> _Directions for this task_: Select the lines that contain "index" and copy each of them.

** begin Data **

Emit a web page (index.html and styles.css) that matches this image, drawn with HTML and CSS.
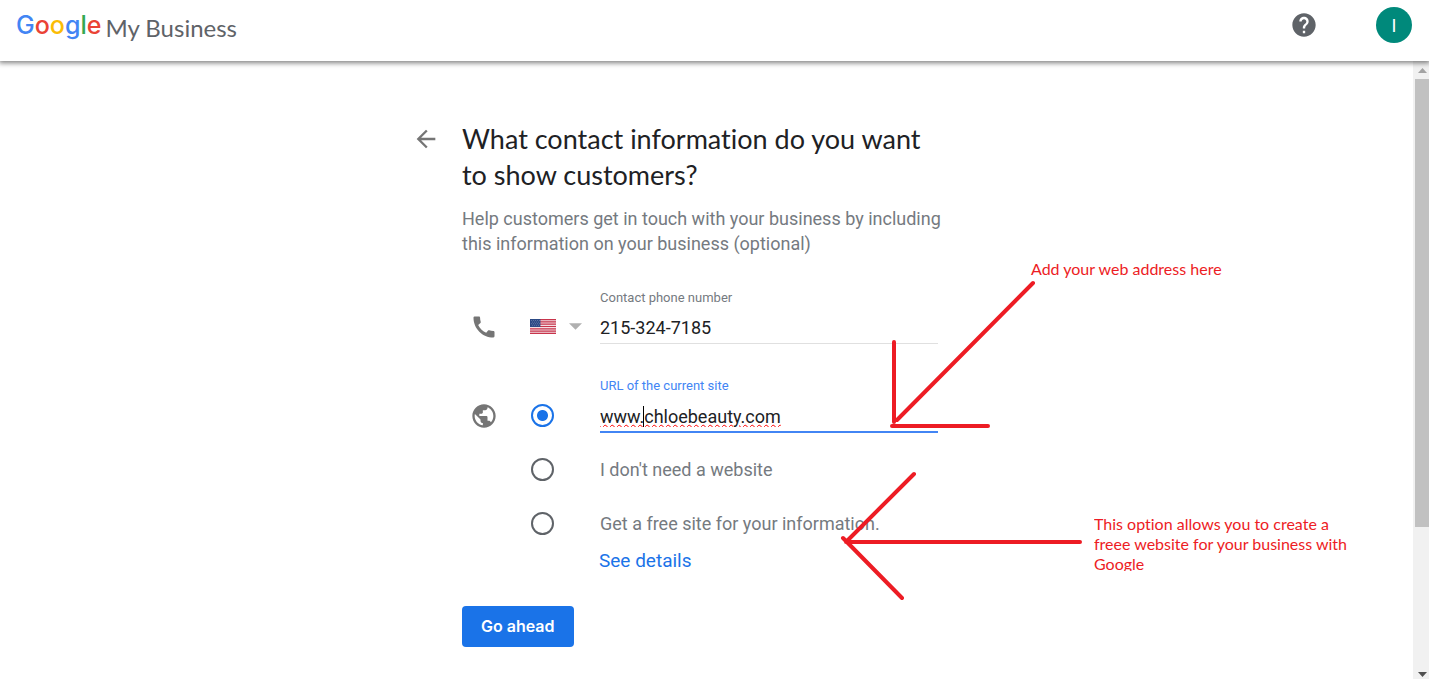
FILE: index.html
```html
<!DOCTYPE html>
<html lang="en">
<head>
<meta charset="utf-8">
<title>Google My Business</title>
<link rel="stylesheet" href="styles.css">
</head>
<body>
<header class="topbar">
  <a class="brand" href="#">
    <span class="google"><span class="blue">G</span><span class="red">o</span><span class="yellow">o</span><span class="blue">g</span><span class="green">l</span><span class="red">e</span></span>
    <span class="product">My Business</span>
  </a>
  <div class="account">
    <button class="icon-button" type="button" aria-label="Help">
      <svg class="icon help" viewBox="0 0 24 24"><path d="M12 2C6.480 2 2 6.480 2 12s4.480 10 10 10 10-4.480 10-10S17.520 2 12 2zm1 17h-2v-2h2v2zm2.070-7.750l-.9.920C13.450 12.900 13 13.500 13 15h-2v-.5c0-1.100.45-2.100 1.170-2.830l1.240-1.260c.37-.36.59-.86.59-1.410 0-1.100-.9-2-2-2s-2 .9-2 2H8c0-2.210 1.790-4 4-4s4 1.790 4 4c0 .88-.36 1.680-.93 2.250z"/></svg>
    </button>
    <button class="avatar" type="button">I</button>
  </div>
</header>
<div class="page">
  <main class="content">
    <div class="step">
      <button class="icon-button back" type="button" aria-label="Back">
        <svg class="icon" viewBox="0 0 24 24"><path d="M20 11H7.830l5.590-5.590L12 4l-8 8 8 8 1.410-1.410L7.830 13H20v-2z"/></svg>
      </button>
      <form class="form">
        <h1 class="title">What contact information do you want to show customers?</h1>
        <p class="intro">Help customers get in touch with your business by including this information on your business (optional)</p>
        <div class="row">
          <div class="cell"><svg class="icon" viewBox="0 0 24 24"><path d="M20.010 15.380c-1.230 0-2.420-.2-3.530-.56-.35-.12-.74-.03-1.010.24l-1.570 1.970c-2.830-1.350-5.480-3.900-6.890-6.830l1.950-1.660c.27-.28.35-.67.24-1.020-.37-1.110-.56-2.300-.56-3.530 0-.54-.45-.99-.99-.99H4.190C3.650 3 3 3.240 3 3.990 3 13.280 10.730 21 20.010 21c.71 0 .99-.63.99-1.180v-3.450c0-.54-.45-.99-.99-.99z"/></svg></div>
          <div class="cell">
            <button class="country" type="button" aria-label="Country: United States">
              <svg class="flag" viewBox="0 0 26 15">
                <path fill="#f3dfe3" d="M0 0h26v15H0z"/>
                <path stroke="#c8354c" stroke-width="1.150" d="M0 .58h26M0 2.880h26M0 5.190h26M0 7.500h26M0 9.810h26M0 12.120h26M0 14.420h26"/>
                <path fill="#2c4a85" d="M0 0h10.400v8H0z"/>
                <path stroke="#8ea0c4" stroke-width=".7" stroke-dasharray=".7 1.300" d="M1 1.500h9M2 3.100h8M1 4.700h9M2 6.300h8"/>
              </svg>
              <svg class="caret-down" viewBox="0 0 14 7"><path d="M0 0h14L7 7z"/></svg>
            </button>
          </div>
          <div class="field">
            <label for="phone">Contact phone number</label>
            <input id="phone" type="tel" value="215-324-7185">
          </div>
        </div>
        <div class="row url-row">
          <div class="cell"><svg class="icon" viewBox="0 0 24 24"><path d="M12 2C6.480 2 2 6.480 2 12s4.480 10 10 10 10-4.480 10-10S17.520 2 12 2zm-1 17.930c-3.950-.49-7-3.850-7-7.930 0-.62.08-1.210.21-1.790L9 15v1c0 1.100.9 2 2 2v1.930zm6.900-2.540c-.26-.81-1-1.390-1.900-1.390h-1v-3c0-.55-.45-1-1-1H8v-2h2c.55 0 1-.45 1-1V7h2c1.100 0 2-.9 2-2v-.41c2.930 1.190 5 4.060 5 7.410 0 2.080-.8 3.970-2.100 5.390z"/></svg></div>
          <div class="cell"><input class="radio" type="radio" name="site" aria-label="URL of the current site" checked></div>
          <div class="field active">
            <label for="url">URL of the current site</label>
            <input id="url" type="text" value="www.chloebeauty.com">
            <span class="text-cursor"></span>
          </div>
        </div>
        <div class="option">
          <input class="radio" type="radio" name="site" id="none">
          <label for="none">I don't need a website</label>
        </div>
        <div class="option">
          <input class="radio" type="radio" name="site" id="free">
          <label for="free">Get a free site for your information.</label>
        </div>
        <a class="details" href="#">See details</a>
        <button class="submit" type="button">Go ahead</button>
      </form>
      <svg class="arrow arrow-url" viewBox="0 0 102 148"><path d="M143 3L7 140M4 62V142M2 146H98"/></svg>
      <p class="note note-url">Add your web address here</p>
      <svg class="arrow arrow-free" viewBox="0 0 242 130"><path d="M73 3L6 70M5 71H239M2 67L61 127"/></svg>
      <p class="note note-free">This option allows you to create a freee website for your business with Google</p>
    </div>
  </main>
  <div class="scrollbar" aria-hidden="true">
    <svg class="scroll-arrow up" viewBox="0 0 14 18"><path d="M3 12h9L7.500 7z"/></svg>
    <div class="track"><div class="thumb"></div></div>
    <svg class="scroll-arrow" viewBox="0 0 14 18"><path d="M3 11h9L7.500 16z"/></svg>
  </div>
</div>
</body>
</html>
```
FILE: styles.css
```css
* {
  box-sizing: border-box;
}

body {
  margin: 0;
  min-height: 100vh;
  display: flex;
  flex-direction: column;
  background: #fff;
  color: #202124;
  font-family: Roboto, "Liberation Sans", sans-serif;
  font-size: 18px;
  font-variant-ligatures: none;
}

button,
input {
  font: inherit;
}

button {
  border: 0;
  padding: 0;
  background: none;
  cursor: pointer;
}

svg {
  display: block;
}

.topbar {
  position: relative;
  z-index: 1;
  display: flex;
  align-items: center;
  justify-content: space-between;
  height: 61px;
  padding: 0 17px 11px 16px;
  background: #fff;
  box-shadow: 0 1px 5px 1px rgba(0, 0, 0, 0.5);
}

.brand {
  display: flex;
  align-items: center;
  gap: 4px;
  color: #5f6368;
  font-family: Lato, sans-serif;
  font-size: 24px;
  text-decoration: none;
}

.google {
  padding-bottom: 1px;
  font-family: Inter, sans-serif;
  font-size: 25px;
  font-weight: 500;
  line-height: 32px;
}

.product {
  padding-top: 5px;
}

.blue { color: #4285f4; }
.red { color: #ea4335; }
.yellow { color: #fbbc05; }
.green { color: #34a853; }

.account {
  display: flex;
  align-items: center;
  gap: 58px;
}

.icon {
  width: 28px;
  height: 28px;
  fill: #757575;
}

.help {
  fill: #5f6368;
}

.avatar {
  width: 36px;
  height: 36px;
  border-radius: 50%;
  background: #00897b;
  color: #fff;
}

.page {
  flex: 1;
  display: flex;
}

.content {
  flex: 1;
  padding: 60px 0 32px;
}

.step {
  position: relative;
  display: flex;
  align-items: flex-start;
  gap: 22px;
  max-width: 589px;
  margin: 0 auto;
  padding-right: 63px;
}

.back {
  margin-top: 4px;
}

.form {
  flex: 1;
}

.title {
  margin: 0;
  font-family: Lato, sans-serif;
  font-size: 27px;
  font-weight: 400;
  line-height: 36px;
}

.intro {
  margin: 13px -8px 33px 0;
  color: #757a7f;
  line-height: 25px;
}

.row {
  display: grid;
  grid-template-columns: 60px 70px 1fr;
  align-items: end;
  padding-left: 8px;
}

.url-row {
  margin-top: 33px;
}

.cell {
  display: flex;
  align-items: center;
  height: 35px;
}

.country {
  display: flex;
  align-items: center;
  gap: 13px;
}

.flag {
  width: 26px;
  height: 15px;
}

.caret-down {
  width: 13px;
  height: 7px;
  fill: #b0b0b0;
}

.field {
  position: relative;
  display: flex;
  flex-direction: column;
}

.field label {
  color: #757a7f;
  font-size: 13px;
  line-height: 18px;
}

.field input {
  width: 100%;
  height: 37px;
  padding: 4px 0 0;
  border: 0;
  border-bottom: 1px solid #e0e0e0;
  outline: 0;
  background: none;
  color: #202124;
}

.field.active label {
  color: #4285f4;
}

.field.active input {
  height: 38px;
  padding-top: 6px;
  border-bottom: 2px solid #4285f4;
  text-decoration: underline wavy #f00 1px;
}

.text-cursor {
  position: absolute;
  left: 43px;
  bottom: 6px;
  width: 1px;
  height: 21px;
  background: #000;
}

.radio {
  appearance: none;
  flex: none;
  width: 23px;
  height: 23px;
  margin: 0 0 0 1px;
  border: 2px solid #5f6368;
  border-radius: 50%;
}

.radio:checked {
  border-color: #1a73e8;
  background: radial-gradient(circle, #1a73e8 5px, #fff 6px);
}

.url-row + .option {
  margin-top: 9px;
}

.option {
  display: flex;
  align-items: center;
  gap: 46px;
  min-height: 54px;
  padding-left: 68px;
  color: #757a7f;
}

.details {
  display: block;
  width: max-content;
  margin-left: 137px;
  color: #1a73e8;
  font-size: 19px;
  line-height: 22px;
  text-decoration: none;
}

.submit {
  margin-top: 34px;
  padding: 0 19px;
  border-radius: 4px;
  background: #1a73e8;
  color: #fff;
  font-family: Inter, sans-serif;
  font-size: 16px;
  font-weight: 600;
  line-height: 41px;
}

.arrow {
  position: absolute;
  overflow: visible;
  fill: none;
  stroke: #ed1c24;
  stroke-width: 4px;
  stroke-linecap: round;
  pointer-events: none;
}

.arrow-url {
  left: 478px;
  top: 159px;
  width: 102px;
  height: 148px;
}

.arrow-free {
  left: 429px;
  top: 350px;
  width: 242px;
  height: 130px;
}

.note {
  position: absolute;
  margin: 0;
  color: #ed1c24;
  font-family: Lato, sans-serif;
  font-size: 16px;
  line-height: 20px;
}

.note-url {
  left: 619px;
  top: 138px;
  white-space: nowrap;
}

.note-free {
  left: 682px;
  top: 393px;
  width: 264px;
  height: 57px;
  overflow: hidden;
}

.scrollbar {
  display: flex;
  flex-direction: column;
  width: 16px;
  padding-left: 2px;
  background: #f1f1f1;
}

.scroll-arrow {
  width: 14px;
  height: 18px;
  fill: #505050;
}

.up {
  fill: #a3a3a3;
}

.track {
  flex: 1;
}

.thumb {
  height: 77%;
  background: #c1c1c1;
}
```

** end Data **

> _Task solution_:
Emit a web page (index.html and styles.css) that matches this image, drawn with HTML and CSS.
FILE: index.html
  z-index: 1;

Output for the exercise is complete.